DOKU.ARTS
Zeughauskino Berlin
10.09.–12.10.2014
Double Take
What happened between 1958 and 1963? Those were critical years of the Cold War in international politics, and a time of cultural change in American society. Those were the years when television began to reshape America. In addition, during that five year span Alfred Hitchcock made North by Northwest, Psycho and Birds. This essay film by Johan Grimonprez investigates the Cold War period from the perspective of the cultural atmosphere – political, cultural and technological rivalry, paranoia, thrill and confidence.

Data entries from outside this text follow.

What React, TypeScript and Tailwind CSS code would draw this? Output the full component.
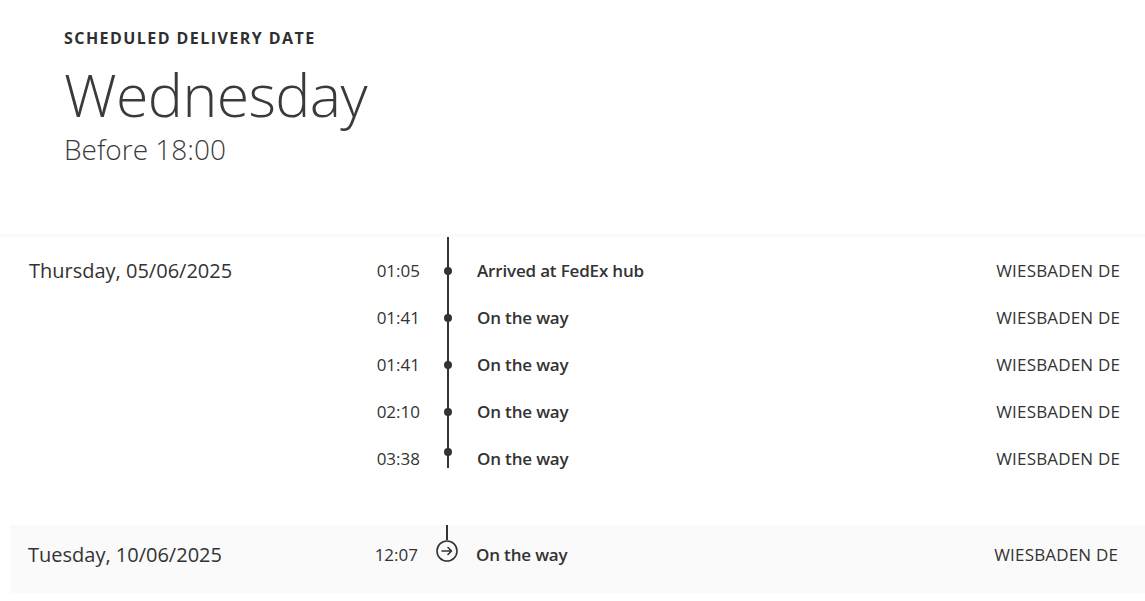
const font = { fontFamily: '"Open Sans", "Liberation Sans", sans-serif' };

type Event = { time: string; label: string; place: string };

const thursday: Event[] = [
  { time: "01:05", label: "Arrived at FedEx hub", place: "WIESBADEN DE" },
  { time: "01:41", label: "On the way", place: "WIESBADEN DE" },
  { time: "01:41", label: "On the way", place: "WIESBADEN DE" },
  { time: "02:10", label: "On the way", place: "WIESBADEN DE" },
  { time: "03:38", label: "On the way", place: "WIESBADEN DE" },
];

function ArrowCircle() {
  return (
    <svg width="22" height="22" viewBox="0 0 22 22" fill="none" stroke="#333" strokeWidth="1.6">
      <circle cx="11" cy="11" r="10" />
      <path d="M6 11h9.5M12 7.5l3.5 3.5-3.5 3.5" strokeLinecap="round" strokeLinejoin="round" />
    </svg>
  );
}

export default function App() {
  return (
    <main className="min-h-screen bg-white text-[#333]" style={font}>
      <header className="px-16 pt-[26px] h-[234px]">
        <div className="text-[16px] font-bold tracking-[0.09em] uppercase leading-6 text-[#2f2f2f]">
          Scheduled delivery date
        </div>
        <h1 className="mt-[8px] text-[59px] font-light leading-[72px] tracking-[-0.01em] text-[#3a3a3a]">
          Wednesday
        </h1>
        <p className="mt-[1px] text-[28px] font-light leading-9 text-[#3a3a3a]">Before 18:00</p>
      </header>

      <section className="border-t-[3px] border-[#fafafa] pl-[29px] pr-[25px] pb-[43px]">
        <div className="flex h-[10px]">
          <div className="w-[341px]" />
          <div className="w-[50px]" />
          <div className="ml-[18px] w-[20px] flex justify-center">
            <div className="w-[2px] h-full bg-[#333]" />
          </div>
        </div>
        {thursday.map((e, i) => (
          <div key={i} className="flex items-center h-[47px]">
            <div className="w-[341px] text-[20px] leading-7">{i === 0 ? "Thursday, 05/06/2025" : ""}</div>
            <div className="w-[50px] text-right text-[17px]">{e.time}</div>
            <div className="ml-[18px] w-[20px] h-full flex flex-col items-center">
              <div className="w-[2px] flex-1 bg-[#333]" />
              <div className="w-[8px] h-[8px] rounded-full bg-[#333] -my-[1px]" />
              <div className={`w-[2px] flex-1 ${i === thursday.length - 1 ? "max-h-[14px]" : ""} bg-[#333]`} />
              {i === thursday.length - 1 && <div className="flex-1" />}
            </div>
            <div className="ml-[19px] flex-1 text-[17px] font-semibold tracking-[-0.01em]">{e.label}</div>
            <div className="text-right text-[17px] tracking-[0.01em] text-[#333]">{e.place}</div>
          </div>
        ))}
      </section>

      <section className="ml-[10px] bg-[#fafafa] h-[68px] pl-[18px] pr-[27px] flex items-stretch">
        <div className="w-[340px] flex items-center text-[20px] pb-[9px]">Tuesday, 10/06/2025</div>
        <div className="w-[50px] flex items-center justify-end text-[17px] pb-[9px]">12:07</div>
        <div className="ml-[18px] w-[22px] flex flex-col items-center">
          <div className="w-[2px] h-[15px] bg-[#333]" />
          <ArrowCircle />
        </div>
        <div className="ml-[18px] flex-1 flex items-center text-[17px] font-semibold tracking-[-0.01em] pb-[9px]">
          On the way
        </div>
        <div className="flex items-center text-[17px] tracking-[0.01em] pb-[9px]">WIESBADEN DE</div>
      </section>
    </main>
  );
}
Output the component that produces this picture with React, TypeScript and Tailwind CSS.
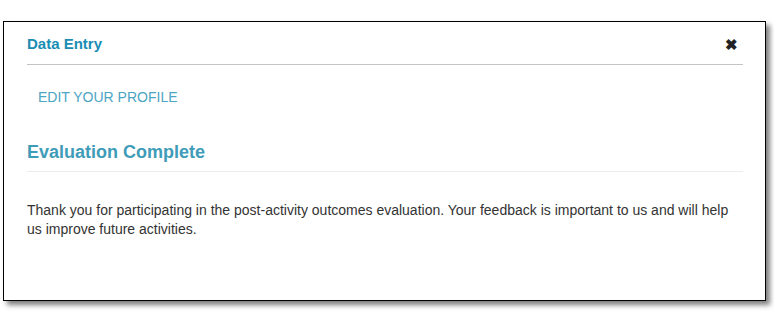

Hitchcock and his films evidently represent this cultural atmosphere, riding the spirit of the age. The fundamental concept of the film is confrontation: a confrontation with our selves and with The Other. Double Take tells a fictionalfantastic story a Borgesian meeting of the Hitchcocks, the real and the double, the young and the old, the ego and the alter ego. But besides the two Hitchcocks, the film is full of other strange pairs and doubles: Khrushchev and Nixon, Nixon and Kennedy, Kennedy and Khrushchev, East and West, Soviet rockets and American televisions, Us and Them, US and US(SR). Double Take smartly challenges the classic binary oppositions of Western culture and tells stories of identity, culture, uniqueness and otherising. In his funny and provoking film, Grimonprez mixes pop culture and politics, found footage and television programmes – resulting with an analysis of the politics of culture and the culture of politics. Double Take is an original and unique vision with a strange warning: “If you meet your double, you should kill him.”
Johan Grimonprez
Johan Grimonprez, born in 1962, is a Belgian multimedia artist and curator. Following his studies at the Royal Academy of Fine Arts in Ghent and the School of Visual Arts in New York, in 1993 he participated in an open studies programme at the Whitney Museum and shortly thereafter attended the Jan van Eyck Academy in Maastricht. His works and curatorial projects are shown worldwide, including in the Centre Georges Pompidou in Paris, the Tate Modern in London, and the Museum of Modern Art in New York. His films include Dial H-I-S-T-O-R-Y (1997) and Double Take (2009), which were nominated for numerous awards.